The prosecution had intended to prove Byfuglien was high on drugs when he was arrested last August on Lake Minnetonka and charged with four offences after being spot-checked for not having the proper lights on his craft. The evidence was expected to include testimony from the two arresting officers and a drug expert who would have testified about Byfuglien's behaviour and appearance, including a brownish stain on his tongue. Prosecutors never revealed what substances they thought Byfuglien ingested, only referring to them as "a central nervous system stimulant and a central nervous system depressant."
Byfuglien provided a pair of breathalyzer tests immediately after his arrest and registered 0.031 and 0.024, well under the Minnesota legal limit of 0.08. A drug expert examined him at the police station and demanded a blood or urine test to try to determine the source of the alleged impairment.
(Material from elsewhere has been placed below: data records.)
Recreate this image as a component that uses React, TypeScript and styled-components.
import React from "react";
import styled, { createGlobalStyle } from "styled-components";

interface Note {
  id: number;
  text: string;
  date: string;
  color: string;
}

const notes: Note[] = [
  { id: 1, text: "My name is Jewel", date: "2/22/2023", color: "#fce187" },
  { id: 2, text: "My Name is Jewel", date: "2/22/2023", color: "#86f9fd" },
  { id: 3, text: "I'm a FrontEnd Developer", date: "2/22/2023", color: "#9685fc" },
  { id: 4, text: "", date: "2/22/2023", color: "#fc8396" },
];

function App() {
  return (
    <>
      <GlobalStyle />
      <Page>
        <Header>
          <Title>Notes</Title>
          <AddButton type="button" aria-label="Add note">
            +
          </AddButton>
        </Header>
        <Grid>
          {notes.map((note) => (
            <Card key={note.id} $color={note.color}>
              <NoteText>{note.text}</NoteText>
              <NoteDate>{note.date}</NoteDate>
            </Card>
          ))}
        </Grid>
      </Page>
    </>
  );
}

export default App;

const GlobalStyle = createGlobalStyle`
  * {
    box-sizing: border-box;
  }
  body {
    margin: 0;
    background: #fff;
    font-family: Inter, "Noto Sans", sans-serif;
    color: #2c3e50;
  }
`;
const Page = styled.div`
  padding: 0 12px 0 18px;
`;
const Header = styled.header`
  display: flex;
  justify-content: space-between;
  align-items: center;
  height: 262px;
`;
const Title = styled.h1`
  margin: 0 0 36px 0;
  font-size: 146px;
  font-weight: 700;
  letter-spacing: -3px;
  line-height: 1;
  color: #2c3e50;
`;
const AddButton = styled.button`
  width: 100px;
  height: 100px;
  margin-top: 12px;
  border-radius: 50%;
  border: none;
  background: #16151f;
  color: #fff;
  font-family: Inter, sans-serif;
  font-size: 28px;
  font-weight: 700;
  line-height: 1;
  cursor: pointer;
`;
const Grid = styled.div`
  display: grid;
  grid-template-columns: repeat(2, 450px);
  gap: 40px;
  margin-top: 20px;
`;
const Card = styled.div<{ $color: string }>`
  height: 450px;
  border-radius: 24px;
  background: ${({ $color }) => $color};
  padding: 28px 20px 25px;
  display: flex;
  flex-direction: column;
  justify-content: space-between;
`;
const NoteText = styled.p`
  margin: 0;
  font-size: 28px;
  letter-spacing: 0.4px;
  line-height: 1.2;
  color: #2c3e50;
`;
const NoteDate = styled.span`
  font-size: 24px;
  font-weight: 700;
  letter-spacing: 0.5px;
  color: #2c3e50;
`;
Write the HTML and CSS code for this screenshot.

Byfuglien declined, but consented to the test 72 minutes later after consulting with Robinson. Police told him it was too late and proceeded with the charges.
Robinson claims Byfuglien changed his mind "within a reasonable time frame" upon exercising his right to contact an attorney. Robinson said Byfuglien then should have been tested, claiming the results would have proven he wasn't high on an illegal substance. Robinson said the brief passage of time between refusing, then consenting, would not have been enough to rid Byfuglien's system of any intoxicants.
Byfuglien said he had taken a muscle relaxant that day but couldn't remember its name. He said he also took a "handful" of supplements from 16 or 17 different bottles but didn't know their names either.
Byfuglien's case comes on the heels of teammate Ondrej Pavelec's conviction in the Czech Republic for impaired driving. The Jets' goaltender was arrested in May after crashing his BMW and found to have a blood-alcohol reading of 0.20. He pleaded guilty last month and was given a six-month suspended sentence and 20-month driving ban.